# Enceintes pour Ipod



## julback (14 Août 2008)

Bonjour à tous !!!  Bon j'ai besoins de conseil je viens de m'offrir le touch !!! 

magnifique  petit matos... bref que du bonheur  mais pour prendre encore 

plus de plaisir avec celui-ci j'aimerais acheter une base style Ihome, bose... bref et 

la dessus je ne sais vers quoi m'orienter ( je cherhce quelque chosequi est assez 

puissant en therme de son... et d'agréable à écouter sans mettre plus de 150, 

200 euro !!!  si vous avez des tite idées merci d'avance de m'en parler... 

A plus ...


----------



## Macuserman (14 Août 2008)

Je vais reprendre du service...

Alors, j'ai eu le SoundDock de Bose; et il est excellent!! Le son est pur, ennivrant, excellent en fait.
Mais je vais te conseiller LE produit vraiment fantastique: les CreatureII de JBL.
Alors que tu dois compter environ 210&#8364; pour le SD, je te files un produit avec des performances à la hauteur du SoundDock, pour 120&#8364; de moins: 99.95 à la FNAC par exemple.
En plus: elles sont parfaites pour ton ordi! 

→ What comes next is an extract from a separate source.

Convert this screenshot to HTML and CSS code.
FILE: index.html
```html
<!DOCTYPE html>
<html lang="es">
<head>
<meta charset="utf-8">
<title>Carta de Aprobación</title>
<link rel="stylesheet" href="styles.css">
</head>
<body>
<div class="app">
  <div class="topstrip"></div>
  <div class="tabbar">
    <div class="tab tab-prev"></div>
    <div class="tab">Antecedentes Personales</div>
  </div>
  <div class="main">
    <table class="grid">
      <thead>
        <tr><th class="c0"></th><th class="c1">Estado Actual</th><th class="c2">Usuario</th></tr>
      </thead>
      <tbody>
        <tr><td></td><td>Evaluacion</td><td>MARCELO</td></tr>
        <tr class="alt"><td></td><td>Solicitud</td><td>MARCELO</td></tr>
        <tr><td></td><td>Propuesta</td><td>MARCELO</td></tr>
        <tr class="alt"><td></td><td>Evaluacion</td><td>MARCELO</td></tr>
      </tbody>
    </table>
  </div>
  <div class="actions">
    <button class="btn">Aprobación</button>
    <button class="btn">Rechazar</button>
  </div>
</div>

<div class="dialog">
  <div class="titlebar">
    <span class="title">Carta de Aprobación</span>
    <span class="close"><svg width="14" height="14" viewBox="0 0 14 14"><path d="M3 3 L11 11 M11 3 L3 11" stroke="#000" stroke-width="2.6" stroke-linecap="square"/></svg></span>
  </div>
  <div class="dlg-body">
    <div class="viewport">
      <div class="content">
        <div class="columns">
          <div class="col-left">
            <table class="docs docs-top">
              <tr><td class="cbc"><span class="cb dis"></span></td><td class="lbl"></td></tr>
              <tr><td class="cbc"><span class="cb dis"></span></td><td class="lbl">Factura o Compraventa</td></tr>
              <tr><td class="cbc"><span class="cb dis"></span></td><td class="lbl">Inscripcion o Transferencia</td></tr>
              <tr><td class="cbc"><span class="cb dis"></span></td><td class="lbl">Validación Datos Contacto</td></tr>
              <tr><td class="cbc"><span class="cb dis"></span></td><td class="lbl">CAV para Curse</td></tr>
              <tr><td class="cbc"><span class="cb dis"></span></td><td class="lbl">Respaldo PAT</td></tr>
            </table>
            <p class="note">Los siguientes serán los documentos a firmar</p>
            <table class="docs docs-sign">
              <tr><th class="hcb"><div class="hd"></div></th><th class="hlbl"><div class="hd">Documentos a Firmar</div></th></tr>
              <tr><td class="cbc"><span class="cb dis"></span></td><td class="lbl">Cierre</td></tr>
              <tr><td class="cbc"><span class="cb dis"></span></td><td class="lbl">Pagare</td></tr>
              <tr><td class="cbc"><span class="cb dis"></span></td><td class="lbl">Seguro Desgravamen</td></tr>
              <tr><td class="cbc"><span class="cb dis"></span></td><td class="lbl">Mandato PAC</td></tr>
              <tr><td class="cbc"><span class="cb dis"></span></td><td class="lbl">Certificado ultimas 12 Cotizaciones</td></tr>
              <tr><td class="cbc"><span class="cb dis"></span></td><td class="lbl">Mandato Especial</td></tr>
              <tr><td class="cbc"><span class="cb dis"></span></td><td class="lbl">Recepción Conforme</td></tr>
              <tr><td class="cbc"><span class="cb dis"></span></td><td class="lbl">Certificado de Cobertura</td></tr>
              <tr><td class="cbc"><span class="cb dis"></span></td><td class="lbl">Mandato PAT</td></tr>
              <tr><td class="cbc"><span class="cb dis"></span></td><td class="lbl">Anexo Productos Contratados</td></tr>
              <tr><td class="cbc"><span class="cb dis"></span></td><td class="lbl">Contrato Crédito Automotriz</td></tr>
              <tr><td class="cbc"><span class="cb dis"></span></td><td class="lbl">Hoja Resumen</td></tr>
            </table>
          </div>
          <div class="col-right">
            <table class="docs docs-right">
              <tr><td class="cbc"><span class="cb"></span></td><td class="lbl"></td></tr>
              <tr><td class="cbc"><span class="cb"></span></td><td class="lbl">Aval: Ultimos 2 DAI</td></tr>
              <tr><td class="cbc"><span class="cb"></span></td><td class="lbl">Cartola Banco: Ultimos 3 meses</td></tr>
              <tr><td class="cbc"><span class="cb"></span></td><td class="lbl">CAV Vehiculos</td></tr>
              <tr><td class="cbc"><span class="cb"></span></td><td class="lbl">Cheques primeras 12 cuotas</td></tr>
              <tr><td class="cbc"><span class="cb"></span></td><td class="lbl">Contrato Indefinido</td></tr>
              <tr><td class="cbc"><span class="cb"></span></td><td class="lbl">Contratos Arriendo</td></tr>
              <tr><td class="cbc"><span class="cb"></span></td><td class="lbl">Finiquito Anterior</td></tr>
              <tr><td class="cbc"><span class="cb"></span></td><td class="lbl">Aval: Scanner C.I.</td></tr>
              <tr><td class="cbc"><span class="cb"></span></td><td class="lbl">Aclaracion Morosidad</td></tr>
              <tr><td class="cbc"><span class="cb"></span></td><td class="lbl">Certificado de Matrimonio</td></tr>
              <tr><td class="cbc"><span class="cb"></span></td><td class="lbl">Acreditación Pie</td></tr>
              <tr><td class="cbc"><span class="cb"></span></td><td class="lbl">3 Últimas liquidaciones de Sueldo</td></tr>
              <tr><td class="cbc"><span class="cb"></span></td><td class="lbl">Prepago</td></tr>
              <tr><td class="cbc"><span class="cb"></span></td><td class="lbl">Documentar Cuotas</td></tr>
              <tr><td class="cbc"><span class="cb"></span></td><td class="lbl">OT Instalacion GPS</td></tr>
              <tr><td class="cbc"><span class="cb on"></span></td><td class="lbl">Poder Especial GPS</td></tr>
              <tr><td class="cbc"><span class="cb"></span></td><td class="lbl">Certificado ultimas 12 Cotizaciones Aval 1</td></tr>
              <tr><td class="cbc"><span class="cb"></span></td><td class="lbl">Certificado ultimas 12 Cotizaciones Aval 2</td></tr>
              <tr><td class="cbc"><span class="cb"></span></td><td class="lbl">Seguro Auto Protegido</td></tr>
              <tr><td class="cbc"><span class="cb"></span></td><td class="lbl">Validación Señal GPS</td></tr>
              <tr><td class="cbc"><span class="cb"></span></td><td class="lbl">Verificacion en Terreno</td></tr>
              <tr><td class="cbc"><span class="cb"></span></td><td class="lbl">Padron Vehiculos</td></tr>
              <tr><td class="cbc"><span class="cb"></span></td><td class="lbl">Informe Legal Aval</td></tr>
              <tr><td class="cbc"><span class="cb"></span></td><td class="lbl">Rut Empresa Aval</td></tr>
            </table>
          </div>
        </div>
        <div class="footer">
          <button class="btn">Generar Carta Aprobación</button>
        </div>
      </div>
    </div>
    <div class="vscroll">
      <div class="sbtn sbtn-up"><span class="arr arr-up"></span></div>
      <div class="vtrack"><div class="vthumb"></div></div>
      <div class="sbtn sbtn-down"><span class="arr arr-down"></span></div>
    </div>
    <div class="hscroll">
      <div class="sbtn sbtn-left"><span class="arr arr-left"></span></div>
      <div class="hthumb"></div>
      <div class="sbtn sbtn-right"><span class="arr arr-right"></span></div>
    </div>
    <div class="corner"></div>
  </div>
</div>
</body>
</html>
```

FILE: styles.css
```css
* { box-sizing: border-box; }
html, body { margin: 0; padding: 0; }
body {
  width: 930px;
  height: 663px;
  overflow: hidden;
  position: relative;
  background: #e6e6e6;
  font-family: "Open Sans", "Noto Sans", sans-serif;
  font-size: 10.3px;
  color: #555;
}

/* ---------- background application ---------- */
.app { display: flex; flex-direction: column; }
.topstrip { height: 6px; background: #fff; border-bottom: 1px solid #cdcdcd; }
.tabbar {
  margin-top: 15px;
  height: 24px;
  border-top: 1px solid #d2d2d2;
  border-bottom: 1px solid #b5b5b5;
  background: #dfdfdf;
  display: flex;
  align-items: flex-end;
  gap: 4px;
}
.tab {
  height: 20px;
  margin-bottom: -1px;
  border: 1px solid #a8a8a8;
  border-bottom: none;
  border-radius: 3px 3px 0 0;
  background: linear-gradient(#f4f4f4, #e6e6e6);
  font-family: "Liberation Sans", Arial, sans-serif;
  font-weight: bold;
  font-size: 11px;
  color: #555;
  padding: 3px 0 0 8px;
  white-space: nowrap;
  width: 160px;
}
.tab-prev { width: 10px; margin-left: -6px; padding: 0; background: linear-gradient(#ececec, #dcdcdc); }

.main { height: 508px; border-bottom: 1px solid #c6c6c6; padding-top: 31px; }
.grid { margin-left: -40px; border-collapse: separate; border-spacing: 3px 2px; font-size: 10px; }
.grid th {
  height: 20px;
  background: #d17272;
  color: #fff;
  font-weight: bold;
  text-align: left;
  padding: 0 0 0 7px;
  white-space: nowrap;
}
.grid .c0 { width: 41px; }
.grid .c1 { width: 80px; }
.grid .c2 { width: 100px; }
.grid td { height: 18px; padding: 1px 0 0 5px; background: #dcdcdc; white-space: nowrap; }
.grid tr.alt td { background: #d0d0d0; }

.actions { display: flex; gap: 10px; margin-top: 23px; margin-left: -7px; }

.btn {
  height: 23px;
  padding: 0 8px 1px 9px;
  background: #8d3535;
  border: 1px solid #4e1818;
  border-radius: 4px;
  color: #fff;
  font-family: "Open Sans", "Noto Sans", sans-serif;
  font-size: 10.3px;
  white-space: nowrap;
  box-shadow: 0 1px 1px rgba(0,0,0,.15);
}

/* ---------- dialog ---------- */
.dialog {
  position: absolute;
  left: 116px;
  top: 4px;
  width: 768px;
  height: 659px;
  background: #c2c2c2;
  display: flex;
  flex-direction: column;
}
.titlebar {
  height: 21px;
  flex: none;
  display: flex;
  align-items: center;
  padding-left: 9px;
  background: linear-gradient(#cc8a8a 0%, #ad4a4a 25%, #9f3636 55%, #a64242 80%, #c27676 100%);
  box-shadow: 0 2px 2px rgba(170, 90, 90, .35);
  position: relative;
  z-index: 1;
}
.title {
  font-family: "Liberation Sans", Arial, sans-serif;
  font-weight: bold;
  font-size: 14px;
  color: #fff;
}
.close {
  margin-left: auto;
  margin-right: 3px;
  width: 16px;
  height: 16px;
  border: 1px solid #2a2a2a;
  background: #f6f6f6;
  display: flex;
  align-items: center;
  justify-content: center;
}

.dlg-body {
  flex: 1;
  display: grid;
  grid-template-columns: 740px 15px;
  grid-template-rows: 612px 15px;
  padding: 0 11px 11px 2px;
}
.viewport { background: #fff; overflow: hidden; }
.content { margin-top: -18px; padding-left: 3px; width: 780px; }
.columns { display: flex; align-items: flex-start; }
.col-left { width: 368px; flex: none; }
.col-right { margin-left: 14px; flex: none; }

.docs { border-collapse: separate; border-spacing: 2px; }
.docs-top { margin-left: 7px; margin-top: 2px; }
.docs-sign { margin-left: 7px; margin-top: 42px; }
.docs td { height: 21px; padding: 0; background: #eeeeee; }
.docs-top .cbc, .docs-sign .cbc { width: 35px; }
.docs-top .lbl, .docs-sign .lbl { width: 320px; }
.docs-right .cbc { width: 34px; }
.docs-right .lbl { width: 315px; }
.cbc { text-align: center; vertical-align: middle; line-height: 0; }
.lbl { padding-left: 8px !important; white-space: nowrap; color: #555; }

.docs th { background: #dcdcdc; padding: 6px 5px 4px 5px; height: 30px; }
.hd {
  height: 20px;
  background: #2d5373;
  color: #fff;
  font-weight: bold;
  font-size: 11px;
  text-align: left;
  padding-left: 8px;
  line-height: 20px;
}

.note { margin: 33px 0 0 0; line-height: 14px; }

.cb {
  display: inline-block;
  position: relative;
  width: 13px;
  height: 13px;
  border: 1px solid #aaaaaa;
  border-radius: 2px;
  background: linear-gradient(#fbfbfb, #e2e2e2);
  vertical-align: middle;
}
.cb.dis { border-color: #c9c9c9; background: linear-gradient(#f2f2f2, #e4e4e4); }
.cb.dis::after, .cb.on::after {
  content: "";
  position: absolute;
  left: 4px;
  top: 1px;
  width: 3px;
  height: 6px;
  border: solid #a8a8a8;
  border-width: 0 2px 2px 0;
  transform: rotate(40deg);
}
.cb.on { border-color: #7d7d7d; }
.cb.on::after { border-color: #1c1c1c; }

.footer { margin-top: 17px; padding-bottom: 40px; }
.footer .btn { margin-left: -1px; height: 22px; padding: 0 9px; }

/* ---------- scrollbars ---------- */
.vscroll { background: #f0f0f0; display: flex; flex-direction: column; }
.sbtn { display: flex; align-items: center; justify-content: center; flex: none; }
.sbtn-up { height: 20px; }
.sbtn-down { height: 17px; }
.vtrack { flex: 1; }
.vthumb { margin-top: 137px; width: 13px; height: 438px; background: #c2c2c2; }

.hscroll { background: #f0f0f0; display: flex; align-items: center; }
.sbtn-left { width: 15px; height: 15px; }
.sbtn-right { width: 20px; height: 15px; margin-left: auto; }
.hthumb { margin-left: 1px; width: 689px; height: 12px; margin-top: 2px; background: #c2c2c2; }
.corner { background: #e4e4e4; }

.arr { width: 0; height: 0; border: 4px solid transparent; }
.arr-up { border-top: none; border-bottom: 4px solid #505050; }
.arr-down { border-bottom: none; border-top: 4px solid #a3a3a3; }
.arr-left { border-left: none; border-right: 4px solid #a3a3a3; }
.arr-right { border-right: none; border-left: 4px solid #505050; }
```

Encore des questions, n'hésites pas une seconde!


----------



## positano (14 Août 2008)

Bonjour à tous,

Pour mon nouvel ipod touch j'hésite entre 2 types d'enceintes : le Soundock de Bose ou le Harman kardon soundstick II.

Je recherchedes avis éclairés pour faire le meilleur choix

merci à vous


Khyu : Discussion fusionnée.


----------



## Simbouesse (14 Août 2008)

Es-tu allé faire un tour sur des sites comme Looneo ou Ciao?

Cela te permettrai de te faire une petite idée déjà!


----------



## Anonyme (14 Août 2008)

Je me suis permis de fusionner les discussions puisqu'elles abordent le même sujet.


----------



## julback (15 Août 2008)

Salut à toi Macuserman  merci  d'avoir prété attention à mon article... tu vois je cible vraiment un produit comme le SoundDock de bose le souci c'est que c tro cher... mais l'esprit de posé l'ipod dessu sme plais bien... les creature ne le permette pas... si tu vois ce que je veux dir car en faite pour tout te dir moi je vais pas bouger les années a venir car je suis appprenti et il me faut don cun produit qui ce balade facilement j'ai peur que les créative II s'abime vite dans des sacs de voyages... ?!?


----------



## Macuserman (17 Août 2008)

julback a dit:


> Il me faut donc un produit qui ce balade facilement; j'ai peur que les Créature II s'abime vite dans des sacs de voyages... ?!?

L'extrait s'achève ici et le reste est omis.